◆ DESCRIPTION OF THE TASK: Transcribe every line exactly and omit anything that is a picture.

◆ SOURCE MATERIAL:
------------
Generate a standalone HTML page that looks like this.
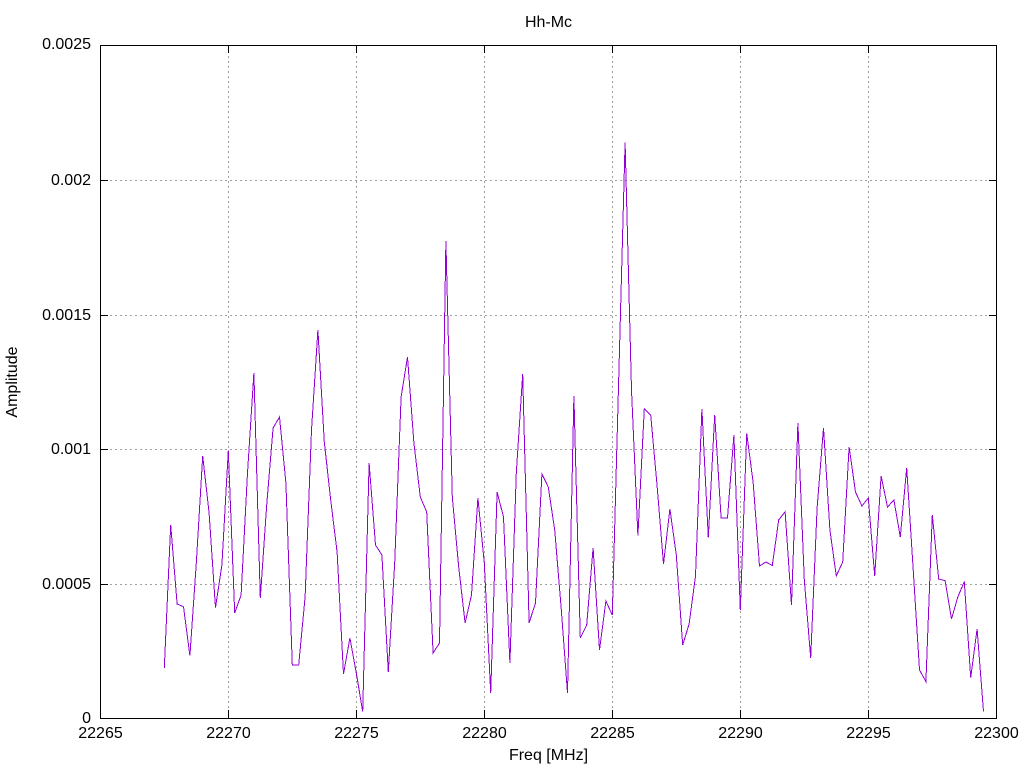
<!DOCTYPE html>
<html>
<head>
<meta charset="utf-8">
<title>Hh-Mc</title>
<style>
html,body{margin:0;padding:0;background:#fff;width:1024px;height:768px;overflow:hidden}
svg{display:block}
text{font-family:"Liberation Sans",sans-serif;font-size:16px;fill:#000}
</style>
</head>
<body>
<svg xmlns="http://www.w3.org/2000/svg" width="1024" height="768" viewBox="0 0 1024 768">
<rect width="1024" height="768" fill="#fff"/>
<g shape-rendering="crispEdges" fill="none" stroke="#a0a0a0" stroke-width="1" stroke-dasharray="2 3">
<path d="M228.5 718V45M356.5 718V45M484.5 718V45M612.5 718V45M740.5 718V45M868.5 718V45"/>
<path d="M100 584.5H997M100 449.5H997M100 315.5H997M100 180.5H997"/>
</g>
<polyline shape-rendering="crispEdges" fill="none" stroke="#9400d3" stroke-width="1" stroke-linejoin="miter" points="164.3,668 170.7,525 177.1,604 183.5,606.7 189.9,655.7 196.3,563 202.7,456 209.1,513 215.5,607.7 221.9,565 228.3,450.7 234.7,613 241.1,595 247.5,473 253.9,373 260.3,598 266.7,505 273.1,428 279.5,417 285.9,483 292.3,665 298.7,665 305.1,597 311.5,430 317.9,330 324.3,442 330.7,500 337.1,552 343.5,674 349.9,638 356.3,673 362.7,711.5 369.1,463 375.5,545 381.9,555 388.3,672 394.7,563 401.1,397 407.5,357 413.9,443 420.3,497 426.7,512 433.1,653 439.5,643 445.9,241 452.3,497 458.7,567 465.1,623 471.5,595 477.9,498 484.3,563 490.7,693 497.1,492 503.5,517 509.9,663 516.3,473 522.7,374 529.1,623 535.5,603 541.9,474 548.3,487 554.7,530 561.1,607 567.5,693 573.9,396 580.3,638 586.7,625 593.1,548 599.5,650 605.9,601 612.3,615 618.7,379 625.1,142.6 631.5,390 637.9,535.6 644.3,408.6 650.7,415 657.1,486 663.5,564 669.9,509 676.3,555 682.7,645 689.1,624 695.5,576 701.9,409 708.3,537.6 714.7,415 721.1,518 727.5,518 733.9,435 740.3,610 746.7,433.5 753.1,482 759.5,566 765.9,562 772.3,565.5 778.7,520 785.1,511.7 791.5,605 797.9,423 804.3,580 810.7,658 817.1,508 823.5,428 829.9,530 836.3,576 842.7,562 849.1,447 855.5,492 861.9,506 868.3,498 874.7,576 881.1,476 887.5,507 893.9,500 900.3,537 906.7,468 913.1,568 919.5,670 925.9,681.6 932.3,515 938.7,579 945.1,580.7 951.5,619 957.9,596.7 964.3,581.7 970.7,677.7 977.1,629 983.5,711.7"/>
<g shape-rendering="crispEdges" fill="none" stroke="#000" stroke-width="1">
<rect x="100.5" y="45.5" width="896" height="673"/>
<path d="M228.5 718V710M356.5 718V710M484.5 718V710M612.5 718V710M740.5 718V710M868.5 718V710"/>
<path d="M228.5 45V53M356.5 45V53M484.5 45V53M612.5 45V53M740.5 45V53M868.5 45V53"/>
<path d="M100 584.5H108M100 449.5H108M100 315.5H108M100 180.5H108"/>
<path d="M997 584.5H989M997 449.5H989M997 315.5H989M997 180.5H989"/>
</g>
<g text-anchor="end">
<text x="91" y="49">0.0025</text>
<text x="91" y="185">0.002</text>
<text x="91" y="320">0.0015</text>
<text x="91" y="454">0.001</text>
<text x="91" y="589">0.0005</text>
<text x="91" y="723">0</text>
</g>
<g text-anchor="middle">
<text x="100.5" y="738">22265</text>
<text x="228.5" y="738">22270</text>
<text x="356.5" y="738">22275</text>
<text x="484.5" y="738">22280</text>
<text x="612.5" y="738">22285</text>
<text x="740.5" y="738">22290</text>
<text x="868.5" y="738">22295</text>
<text x="996.5" y="738">22300</text>
<text x="548.5" y="760">Freq [MHz]</text>
<text x="548.5" y="27">Hh-Mc</text>
<text transform="translate(17 382) rotate(-90)">Amplitude</text>
</g>
</svg>
</body>
</html>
------------
◆ ANSWER TO THIS EXERCISE:
Generate a standalone HTML page that looks like this.
<!DOCTYPE html>
<html>
<head>
<meta charset="utf-8">
<title>Hh-Mc</title>
<style>
html,body{margin:0;padding:0;background:#fff;width:1024px;height:768px;overflow:hidden}
svg{display:block}
text{font-family:"Liberation Sans",sans-serif;font-size:16px;fill:#000}
</style>
</head>
<body>
<svg xmlns="http://www.w3.org/2000/svg" width="1024" height="768" viewBox="0 0 1024 768">
<rect width="1024" height="768" fill="#fff"/>
<g shape-rendering="crispEdges" fill="none" stroke="#a0a0a0" stroke-width="1" stroke-dasharray="2 3">
<path d="M228.5 718V45M356.5 718V45M484.5 718V45M612.5 718V45M740.5 718V45M868.5 718V45"/>
<path d="M100 584.5H997M100 449.5H997M100 315.5H997M100 180.5H997"/>
</g>
<polyline shape-rendering="crispEdges" fill="none" stroke="#9400d3" stroke-width="1" stroke-linejoin="miter" points="164.3,668 170.7,525 177.1,604 183.5,606.7 189.9,655.7 196.3,563 202.7,456 209.1,513 215.5,607.7 221.9,565 228.3,450.7 234.7,613 241.1,595 247.5,473 253.9,373 260.3,598 266.7,505 273.1,428 279.5,417 285.9,483 292.3,665 298.7,665 305.1,597 311.5,430 317.9,330 324.3,442 330.7,500 337.1,552 343.5,674 349.9,638 356.3,673 362.7,711.5 369.1,463 375.5,545 381.9,555 388.3,672 394.7,563 401.1,397 407.5,357 413.9,443 420.3,497 426.7,512 433.1,653 439.5,643 445.9,241 452.3,497 458.7,567 465.1,623 471.5,595 477.9,498 484.3,563 490.7,693 497.1,492 503.5,517 509.9,663 516.3,473 522.7,374 529.1,623 535.5,603 541.9,474 548.3,487 554.7,530 561.1,607 567.5,693 573.9,396 580.3,638 586.7,625 593.1,548 599.5,650 605.9,601 612.3,615 618.7,379 625.1,142.6 631.5,390 637.9,535.6 644.3,408.6 650.7,415 657.1,486 663.5,564 669.9,509 676.3,555 682.7,645 689.1,624 695.5,576 701.9,409 708.3,537.6 714.7,415 721.1,518 727.5,518 733.9,435 740.3,610 746.7,433.5 753.1,482 759.5,566 765.9,562 772.3,565.5 778.7,520 785.1,511.7 791.5,605 797.9,423 804.3,580 810.7,658 817.1,508 823.5,428 829.9,530 836.3,576 842.7,562 849.1,447 855.5,492 861.9,506 868.3,498 874.7,576 881.1,476 887.5,507 893.9,500 900.3,537 906.7,468 913.1,568 919.5,670 925.9,681.6 932.3,515 938.7,579 945.1,580.7 951.5,619 957.9,596.7 964.3,581.7 970.7,677.7 977.1,629 983.5,711.7"/>
<g shape-rendering="crispEdges" fill="none" stroke="#000" stroke-width="1">
<rect x="100.5" y="45.5" width="896" height="673"/>
<path d="M228.5 718V710M356.5 718V710M484.5 718V710M612.5 718V710M740.5 718V710M868.5 718V710"/>
<path d="M228.5 45V53M356.5 45V53M484.5 45V53M612.5 45V53M740.5 45V53M868.5 45V53"/>
<path d="M100 584.5H108M100 449.5H108M100 315.5H108M100 180.5H108"/>
<path d="M997 584.5H989M997 449.5H989M997 315.5H989M997 180.5H989"/>
</g>
<g text-anchor="end">
<text x="91" y="49">0.0025</text>
<text x="91" y="185">0.002</text>
<text x="91" y="320">0.0015</text>
<text x="91" y="454">0.001</text>
<text x="91" y="589">0.0005</text>
<text x="91" y="723">0</text>
</g>
<g text-anchor="middle">
<text x="100.5" y="738">22265</text>
<text x="228.5" y="738">22270</text>
<text x="356.5" y="738">22275</text>
<text x="484.5" y="738">22280</text>
<text x="612.5" y="738">22285</text>
<text x="740.5" y="738">22290</text>
<text x="868.5" y="738">22295</text>
<text x="996.5" y="738">22300</text>
<text x="548.5" y="760">Freq [MHz]</text>
<text x="548.5" y="27">Hh-Mc</text>
<text transform="translate(17 382) rotate(-90)">Amplitude</text>
</g>
</svg>
</body>
</html>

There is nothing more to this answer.